The research feature examples of emergency architecture from France, Greece, Haiti, Jordan, and Lebanon. It also includes Norwegian Cold War architecture retrofitted as arrival infrastructure for asylum-seekers in the 1990s and the 2010s. Current investigations explores the reception of refugees displaced by the war in Ukraine and includes a case study of neighboring Romania – a country that is simultaneously providing humanitarian assistance the ones fleeing Ukraine while preparing for domestic mass displacement in the event of a major earthquake. This research is based on my mission as a Site Planning expert deployed to the Romanian Ministry of Internal Affairs during the summer of 2022, followed by an In Transit Studio course called ‘Dignified Reception: Bucharest’ at the Oslo School of Architecture and Design (AHO) in the academic fall semester of 2022.

Articles that are part of the PhD thesis:

The Mountain Hall and the Smart Club: The Architecture of Emergency Reception in Norwegian Cities published in Wellbeing, Space and Society, April 2024

Abstract

Contemporary contingency planning is largely delinked from urban planning. However, the two domains intersect in critical ways. Contingency planning frames conditions for displaced persons in emergency situations but also affects the design of everyday urban spaces. Thus, the spatial output of emergency preparedness can encourage wellbeing and placemaking in both emergency and non-emergency situations. This article explores the built environments of contingency planning in Norwegian cities, paying particular attention to emergency reception.

Furthermore, this article outlines the relationship between the policies of reception in displacement management and the spatial policies of placemaking. A study of Norwegian contingency planning history shows that the former evacuation shelter typology is being replaced by the more loosely defined concept of places of protection, similar to the retrofitted spaces commonly used as asylum centres. Newspaper clippings and document reviews are used to study two emergency reception structures: a Cold War multipurpose mountain hall close to the Norway–Russia border and a transformed 1970s warehouse near Oslo that currently houses the Norwegian national arrival facility for asylum-seekers. Comparing these two cases outlines the interaction between displacement management, contingency planning, and urban planning and contributes to conceptualising what we call contingency urbanism. We suggest that contingency urbanism can be useful in re-spatialising emergency architecture, re-linking contingency and urban planning, and pointing to placemaking opportunities in the duality of everyday life and a state of emergency.

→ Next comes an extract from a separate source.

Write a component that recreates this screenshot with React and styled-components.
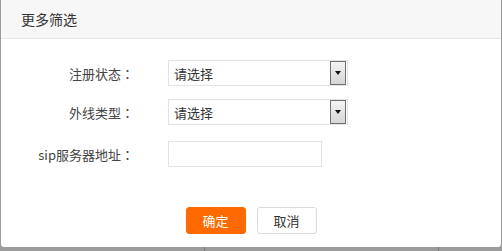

The Concept of Place in Displacement Management published in Nordic Journal of Architectural Research, May 2022

Abstract

The concept of place increasingly appears in literature produced by and for actors of global displacement management relating to interventions concerning the built environment. Place, in this context, is presented as a concept appropriate for interventions in especially urban, non-camp settings. The introduction of so-called place-based approaches indicates that displacement management literature builds on existing conceptualizations of place found in the practice and theory of architecture and urbanism, as well as in other social science literature. A study of operational displacement management literature reveals that the varying conceptions of place apply place thinking to displacement management in particular ways. This analysis finds that diverse uses of place-related terminology and contested ideas of placemaking, contributes to a de-professionalization of design matters in displacement management. Nonetheless, it suggests that place can be a useful concept when combining technical site analyses with urbanism mapping methods in displacement management practice. The perspectives identified in this article seek to strengthen the existing yet tenuous links between competences within displacement management and architecture and urbanism. It is also meant to call attention to the social agency of displaced populations concerning built environment interventions.